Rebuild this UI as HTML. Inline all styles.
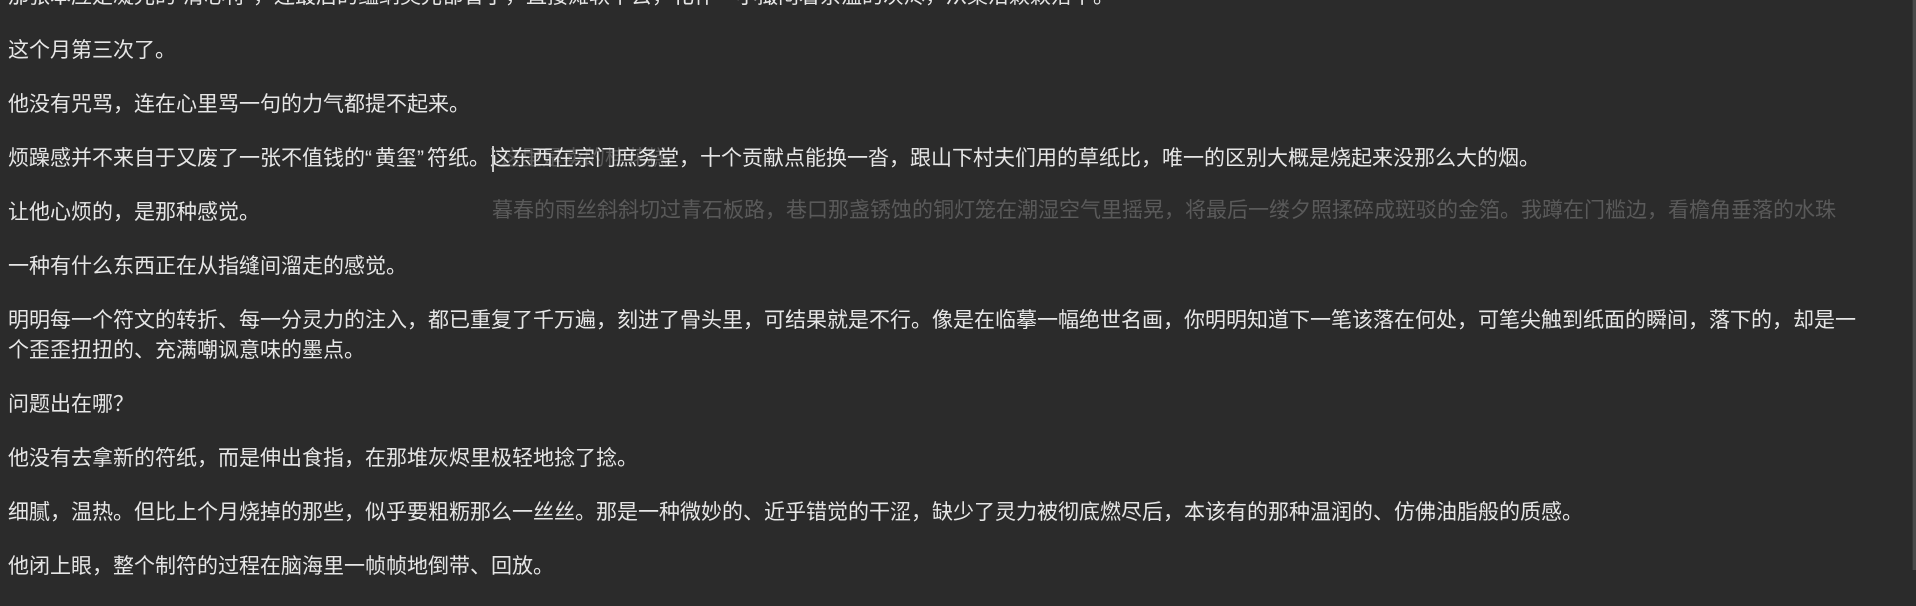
<!DOCTYPE html>
<html><head><meta charset="utf-8">
<style>
html,body{margin:0;padding:0;}
body{width:1916px;height:570px;overflow:hidden;background:#2b2b2b;position:relative;
font-family:"Liberation Sans","Noto Sans CJK SC",sans-serif;font-size:21px;color:#e6e6e6;}
.c{position:absolute;left:8px;top:-18px;width:1880px;}
p{margin:0 0 24px 0;line-height:30px;white-space:nowrap;}
.q{letter-spacing:3px;}
.ghost{position:absolute;color:#5a5a5a;font-size:21px;line-height:30px;white-space:nowrap;font-family:"Liberation Sans","Noto Sans CJK SC",sans-serif;}
.cur{position:absolute;left:492px;top:146px;width:2px;height:26px;background:#c8c8c8;}
.sb{position:absolute;right:0;top:0;width:3px;height:570px;background:#4a4a4a;}
.sb2{position:absolute;right:3px;top:0;width:1px;height:570px;background:#363636;}
</style></head><body>
<div class="ghost" style="left:500px;top:144px;">这里是卖的桂花糕</div>
<div class="ghost" style="left:492px;top:196px;">暮春的雨丝斜斜切过青石板路，巷口那盏锈蚀的铜灯笼在潮湿空气里摇晃，将最后一缕夕照揉碎成斑驳的金箔。我蹲在门槛边，看檐角垂落的水珠</div>
<div class="c">
<p>那张本应是凝光的“清心符”，连最后的蕴纳灵光都省了，直接瘫软下去，化作一小撮闷着余温的灰烬，从桌沿簌簌落下。</p>
<p>这个月第三次了。</p>
<p>他没有咒骂，连在心里骂一句的力气都提不起来。</p>
<p>烦躁感并不来自于又废了一张不值钱的<span class="q">“</span>黄玺<span class="q">”</span>符纸。这东西在宗门庶务堂，十个贡献点能换一沓，跟山下村夫们用的草纸比，唯一的区别大概是烧起来没那么大的烟。</p>
<p>让他心烦的，是那种感觉。</p>
<p>一种有什么东西正在从指缝间溜走的感觉。</p>
<p>明明每一个符文的转折、每一分灵力的注入，都已重复了千万遍，刻进了骨头里，可结果就是不行。像是在临摹一幅绝世名画，你明明知道下一笔该落在何处，可笔尖触到纸面的瞬间，落下的，却是一<br>个歪歪扭扭的、充满嘲讽意味的墨点。</p>
<p>问题出在哪？</p>
<p>他没有去拿新的符纸，而是伸出食指，在那堆灰烬里极轻地捻了捻。</p>
<p>细腻，温热。但比上个月烧掉的那些，似乎要粗粝那么一丝丝。那是一种微妙的、近乎错觉的干涩，缺少了灵力被彻底燃尽后，本该有的那种温润的、仿佛油脂般的质感。</p>
<p>他闭上眼，整个制符的过程在脑海里一帧帧地倒带、回放。</p>
</div>
<div class="cur"></div>
<div class="sb2"></div><div class="sb"></div>
</body></html>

▬▬▬

| Goal of the exercise |
Set down the material above as is, without any pictures.

| Solution to the problem |
Rebuild this UI as HTML. Inline all styles.
<!DOCTYPE html>
<html><head><meta charset="utf-8">
<style>
html,body{margin:0;padding:0;}
body{width:1916px;height:570px;overflow:hidden;background:#2b2b2b;position:relative;
font-family:"Liberation Sans","Noto Sans CJK SC",sans-serif;font-size:21px;color:#e6e6e6;}
.c{position:absolute;left:8px;top:-18px;width:1880px;}
p{margin:0 0 24px 0;line-height:30px;white-space:nowrap;}
.q{letter-spacing:3px;}
.ghost{position:absolute;color:#5a5a5a;font-size:21px;line-height:30px;white-space:nowrap;font-family:"Liberation Sans","Noto Sans CJK SC",sans-serif;}
.cur{position:absolute;left:492px;top:146px;width:2px;height:26px;background:#c8c8c8;}
.sb{position:absolute;right:0;top:0;width:3px;height:570px;background:#4a4a4a;}
.sb2{position:absolute;right:3px;top:0;width:1px;height:570px;background:#363636;}
</style></head><body>
<div class="ghost" style="left:500px;top:144px;">这里是卖的桂花糕</div>
<div class="ghost" style="left:492px;top:196px;">暮春的雨丝斜斜切过青石板路，巷口那盏锈蚀的铜灯笼在潮湿空气里摇晃，将最后一缕夕照揉碎成斑驳的金箔。我蹲在门槛边，看檐角垂落的水珠</div>
<div class="c">
<p>那张本应是凝光的“清心符”，连最后的蕴纳灵光都省了，直接瘫软下去，化作一小撮闷着余温的灰烬，从桌沿簌簌落下。</p>
<p>这个月第三次了。</p>
<p>他没有咒骂，连在心里骂一句的力气都提不起来。</p>
<p>烦躁感并不来自于又废了一张不值钱的<span class="q">“</span>黄玺<span class="q">”</span>符纸。这东西在宗门庶务堂，十个贡献点能换一沓，跟山下村夫们用的草纸比，唯一的区别大概是烧起来没那么大的烟。</p>
<p>让他心烦的，是那种感觉。</p>
<p>一种有什么东西正在从指缝间溜走的感觉。</p>
<p>明明每一个符文的转折、每一分灵力的注入，都已重复了千万遍，刻进了骨头里，可结果就是不行。像是在临摹一幅绝世名画，你明明知道下一笔该落在何处，可笔尖触到纸面的瞬间，落下的，却是一<br>个歪歪扭扭的、充满嘲讽意味的墨点。</p>
<p>问题出在哪？</p>
<p>他没有去拿新的符纸，而是伸出食指，在那堆灰烬里极轻地捻了捻。</p>
<p>细腻，温热。但比上个月烧掉的那些，似乎要粗粝那么一丝丝。那是一种微妙的、近乎错觉的干涩，缺少了灵力被彻底燃尽后，本该有的那种温润的、仿佛油脂般的质感。</p>
<p>他闭上眼，整个制符的过程在脑海里一帧帧地倒带、回放。</p>
</div>
<div class="cur"></div>
<div class="sb2"></div><div class="sb"></div>
</body></html>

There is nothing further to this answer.